DESCRIPTION OF THE TASK: Look through the data below and say how many of its lines contain "React", adding nothing else.

INFORMATION SHOWN:

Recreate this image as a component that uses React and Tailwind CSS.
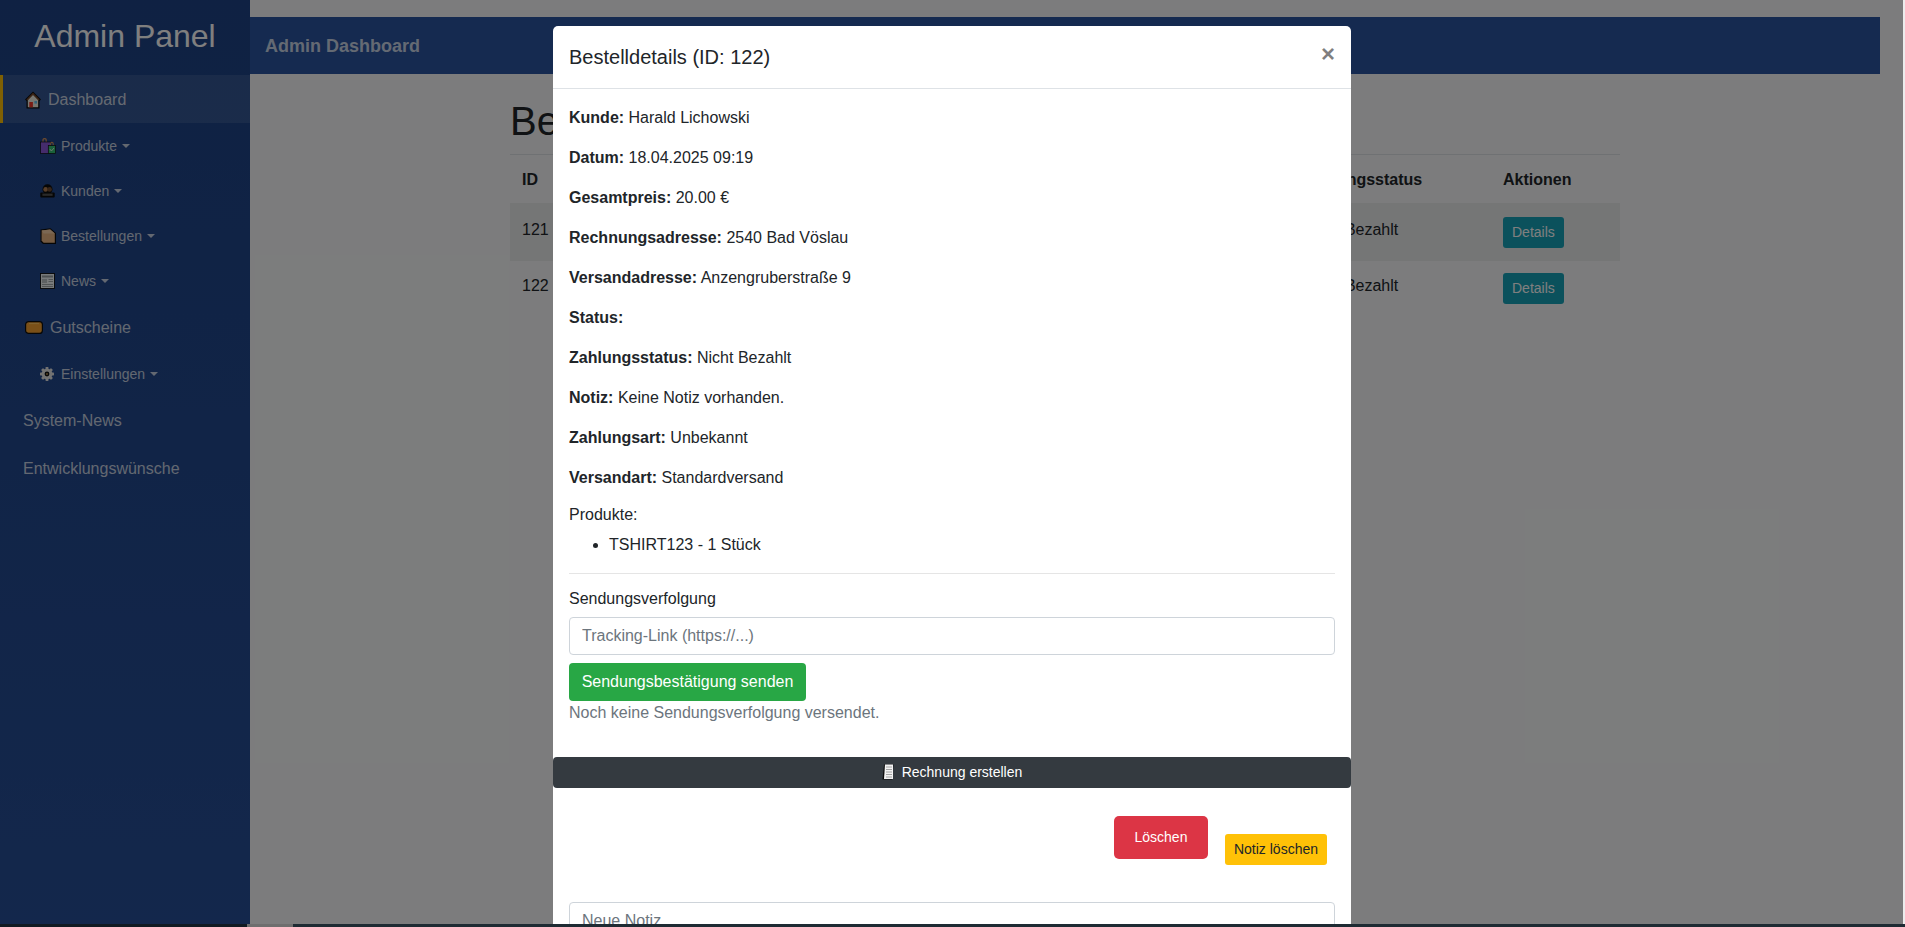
import React from "react";

const House = () => (
  <svg width="16" height="18" viewBox="0 0 16 18" className="shrink-0">
    <path d="M8 .5 L16 8.5 L14.5 10 V17.5 H1.5 V10 L0 8.5 Z" fill="#0c0c0c" />
    <path d="M2.8 9 L8 3.8 L13.2 9 V16.3 H2.8 Z" fill="#f0eee2" />
    <path d="M8 1.8 L14.6 8.4 L13.6 9.4 L8 3.8 L2.4 9.4 L1.4 8.4 Z" fill="#7c4a2c" />
    <rect x="4.3" y="11" width="3.6" height="5.3" fill="#f0382b" />
    <rect x="9.4" y="10" width="2.6" height="2.6" fill="#67c4f0" />
  </svg>
);
const Bags = () => (
  <svg width="16" height="16" viewBox="0 0 16 16" className="shrink-0">
    <path d="M3 4 V2.2 Q3 .6 4.6 .6 Q6.2 .6 6.2 2.2 V4" fill="none" stroke="#d09060" strokeWidth="1.3" />
    <rect x="0.5" y="4" width="10" height="11.5" fill="#8a58d8" stroke="#0c0c0c" strokeWidth="0.7" />
    <path d="M10.6 7.5 V5.8 Q10.6 4.4 11.9 4.4 Q13.2 4.4 13.2 5.8 V7.5" fill="none" stroke="#d09060" strokeWidth="1.1" />
    <rect x="8.3" y="7.6" width="7.2" height="7.9" fill="#35c274" stroke="#0c0c0c" strokeWidth="0.7" />
    <path d="M9.8 11 L11.4 13 L14 10" fill="none" stroke="#e4f9ea" strokeWidth="0.9" />
  </svg>
);
const People = () => (
  <svg width="15" height="14" viewBox="0 0 15 14" className="shrink-0">
    <rect x="0.3" y="8.6" width="14.4" height="5" rx="1" fill="#0c0c0c" />
    <circle cx="7.5" cy="5.3" r="5" fill="#0c0c0c" />
    <circle cx="5.6" cy="5.4" r="2.3" fill="#b07c50" />
    <circle cx="9.6" cy="5.4" r="2.3" fill="#6e4a30" />
    <rect x="2.4" y="9.6" width="10.2" height="2.2" fill="#555" />
  </svg>
);
const Box = () => (
  <svg width="16" height="16" viewBox="0 0 16 16" className="shrink-0">
    <path d="M.5 1.5 L10.5 .3 L16 5 V16 H3 L.5 13.5 Z" fill="#0c0c0c" />
    <path d="M1.6 2.6 L10.2 1.5 L14.8 5.4 V14.8 H3.6 L1.6 12.8 Z" fill="#e8b483" />
    <path d="M1.6 2.6 L3.6 5.4 H14.8 L10.2 1.5 Z" fill="#f6cfa6" />
  </svg>
);
const Paper = () => (
  <svg width="15" height="16" viewBox="0 0 15 16" className="shrink-0">
    <rect x="0.5" y="0.5" width="14" height="15" fill="#f0f4f4" stroke="#0c0c0c" strokeWidth="0.9" />
    <rect x="2" y="2.5" width="11" height="2" fill="#9aa0a3" />
    <rect x="2" y="6" width="5" height="4" fill="#bcc2c4" />
    <path d="M8.5 6.5 H13 M8.5 8.5 H13 M2 11.5 H13 M2 13.5 H13" stroke="#9aa0a3" strokeWidth="0.9" />
  </svg>
);
const Ticket = () => (
  <svg width="18" height="13" viewBox="0 0 18 13" className="shrink-0">
    <rect x="0.6" y="0.6" width="16.8" height="11.8" rx="3" fill="#f5a030" stroke="#0c0c0c" strokeWidth="1.2" />
    <path d="M4 2.6 H14" stroke="#ffc864" strokeWidth="1" />
  </svg>
);
const Gear = () => (
  <svg width="14" height="14" viewBox="0 0 14 14" className="shrink-0">
    <g fill="#e4e4e4">
      <circle cx="7" cy="7" r="5.4" />
      <rect x="5.6" y="0" width="2.8" height="14" rx="0.6" />
      <rect x="0" y="5.6" width="14" height="2.8" rx="0.6" />
      <rect x="5.6" y="0" width="2.8" height="14" rx="0.6" transform="rotate(45 7 7)" />
      <rect x="5.6" y="0" width="2.8" height="14" rx="0.6" transform="rotate(-45 7 7)" />
    </g>
    <circle cx="7" cy="7" r="2.4" fill="#111" />
    <circle cx="7" cy="7" r="1" fill="#a88448" />
  </svg>
);
const Receipt = () => (
  <svg width="12" height="16" viewBox="0 0 12 16" className="shrink-0">
    <path d="M2 .5 H11.5 L10 15.5 H.5 Z" fill="#0c0c0c" />
    <path d="M3 .5 H11 V15 H2 Z" fill="#f2f2f2" />
    <path d="M4 3 H10 M4 5.5 H10 M4 8 H10 M4 10.5 H10 M4 13 H10" stroke="#9a9a9a" strokeWidth="0.9" />
  </svg>
);

const Caret = () => (
  <span className="ml-[-1px] inline-block h-0 w-0 border-x-[4px] border-t-[4px] border-x-transparent border-t-white/75" />
);

const SubItem = ({ icon, label }) => (
  <div className="flex h-[45px] items-center gap-[6px] pl-[40px] text-sm text-white/75">
    <span className="flex w-[15px] shrink-0">{icon}</span>
    <span>{label}</span>
    <Caret />
  </div>
);

const Field = ({ label, value }) => (
  <p className="mb-4 leading-6">
    <strong className="font-bold">{label}</strong>
    {value ? ` ${value}` : ""}
  </p>
);

export default function App() {
  return (
    <div className="relative flex h-[927px] w-[1905px] overflow-hidden bg-[#f8f9fa] font-['Liberation_Sans',Arial,sans-serif] text-base text-[#212529]">
      <aside className="flex h-full w-[250px] shrink-0 flex-col bg-gradient-to-b from-[#1e4386] to-[#274f98]">
        <div className="flex h-[75px] items-center justify-center pb-[4px] text-[32px] text-white">Admin Panel</div>
        <div className="flex h-[48px] items-center gap-[7px] border-l-[3px] border-[#ffc107] bg-white/10 pt-[1px] pl-[22px] text-white/75">
          <House />
          <span>Dashboard</span>
        </div>
        <SubItem icon={<Bags />} label="Produkte" />
        <SubItem icon={<People />} label="Kunden" />
        <SubItem icon={<Box />} label="Bestellungen" />
        <SubItem icon={<Paper />} label="News" />
        <div className="flex h-[48px] items-center gap-[7px] pt-[1px] pl-[25px] text-white/75">
          <Ticket />
          <span>Gutscheine</span>
        </div>
        <SubItem icon={<Gear />} label="Einstellungen" />
        <div className="flex h-[48px] items-center pt-[1px] pl-[23px] text-white/75">System-News</div>
        <div className="flex h-[48px] items-center pt-[1px] pl-[23px] text-white/75">Entwicklungswünsche</div>
      </aside>

      <main className="min-w-0 flex-1 pt-[17px]">
        <div className="mr-[23px] flex h-[57px] items-center bg-[#2a54a0] pl-[15px] text-lg font-bold text-white/75">
          Admin Dashboard
        </div>
        <div className="ml-[260px] w-[1110px]">
          <h1 className="mt-[23px] text-[40px] leading-[48px] font-normal">Bestellungen</h1>
          <table className="mt-[9px] w-full table-fixed border-collapse">
            <colgroup>
              <col className="w-[782px]" />
              <col className="w-[199px]" />
              <col />
            </colgroup>
            <thead>
              <tr className="h-[48px] border-t border-[#dee2e6] text-left font-bold">
                <th className="px-3 pt-[2px]">ID</th>
                <th className="px-3 pt-[2px]">Zahlungsstatus</th>
                <th className="px-3 pt-[2px]">Aktionen</th>
              </tr>
            </thead>
            <tbody>
              <tr className="h-[58px] bg-black/5">
                <td className="px-3 pt-[15px] align-top">121</td>
                <td className="px-3 pt-[15px] align-top">Nicht Bezahlt</td>
                <td className="px-3 pt-[14px] align-top">
                  <button className="block h-[31px] rounded-[3px] bg-[#17a2b8] px-[9px] text-sm text-white">Details</button>
                </td>
              </tr>
              <tr className="h-[56px]">
                <td className="px-3 pt-[13px] align-top">122</td>
                <td className="px-3 pt-[13px] align-top">Nicht Bezahlt</td>
                <td className="px-3 pt-3 align-top">
                  <button className="block h-[31px] rounded-[3px] bg-[#17a2b8] px-[9px] text-sm text-white">Details</button>
                </td>
              </tr>
            </tbody>
          </table>
        </div>
      </main>

      <div className="h-full w-[2px] shrink-0 bg-[#ececec]" />

      <div className="absolute inset-y-0 right-[2px] left-0 bg-black/50" />

      <div className="absolute top-[26px] left-[553px] w-[798px] rounded-t-[5px] bg-white">
        <div className="flex h-[63px] items-start justify-between border-b border-[#dee2e6] px-4 pt-4">
          <h5 className="text-xl leading-[30px] font-normal">Bestelldetails (ID: 122)</h5>
          <span className="mt-[-6px] text-2xl leading-9 font-bold text-black/50">×</span>
        </div>
        <div className="px-4 pt-[17px]">
          <Field label="Kunde:" value="Harald Lichowski" />
          <Field label="Datum:" value="18.04.2025 09:19" />
          <Field label="Gesamtpreis:" value="20.00 €" />
          <Field label="Rechnungsadresse:" value="2540 Bad Vöslau" />
          <Field label="Versandadresse:" value="Anzengruberstraße 9" />
          <Field label="Status:" />
          <Field label="Zahlungsstatus:" value="Nicht Bezahlt" />
          <Field label="Notiz:" value="Keine Notiz vorhanden." />
          <Field label="Zahlungsart:" value="Unbekannt" />
          <Field label="Versandart:" value="Standardversand" />
          <p className="mt-[-3px] mb-[6px] leading-6">Produkte:</p>
          <ul className="list-disc pl-10 leading-6">
            <li>TSHIRT123 - 1 Stück</li>
          </ul>
          <hr className="mt-4 border-[#e5e5e5]" />
          <p className="mt-[13px] leading-6">Sendungsverfolgung</p>
          <input
            readOnly
            placeholder="Tracking-Link (https://...)"
            className="mt-[6px] block h-[38px] w-full rounded-[4px] border border-[#ced4da] px-3 text-[#495057] placeholder:text-[#6c757d]"
          />
          <button className="mt-2 block h-[38px] w-[237px] rounded-[4px] bg-[#28a745] text-white">Sendungsbestätigung senden</button>
          <p className="leading-6 text-[#6c757d]">Noch keine Sendungsverfolgung versendet.</p>
        </div>
        <button className="mt-8 flex h-[31px] w-full items-center justify-center gap-2 rounded-[4px] bg-[#343a40] pb-[1px] text-sm text-white">
          <Receipt />
          <span>Rechnung erstellen</span>
        </button>
        <div className="mt-7 flex items-start justify-end gap-[17px] pr-[24px]">
          <button className="h-[43px] w-[94px] rounded-[5px] bg-[#dc3545] pb-[2px] text-sm text-white">Löschen</button>
          <button className="mt-[18px] h-[31px] rounded-[3px] bg-[#ffc107] px-[9px] pb-[1px] text-sm text-[#212529]">Notiz löschen</button>
        </div>
        <div className="mt-[37px] px-4 pb-10">
          <input
            readOnly
            placeholder="Neue Notiz"
            className="block h-[38px] w-full rounded-[4px] border border-[#ced4da] px-3 placeholder:text-[#6c757d]"
          />
        </div>
      </div>

      <div className="absolute inset-x-0 bottom-0 flex h-[3px]">
        <div className="w-[247px] bg-[#111a22]" />
        <div className="w-[46px] bg-[#6e6e6e]" />
        <div className="flex-1 bg-[#1e2b33]" />
      </div>
    </div>
  );
}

ANSWER FOR THE TASK: 2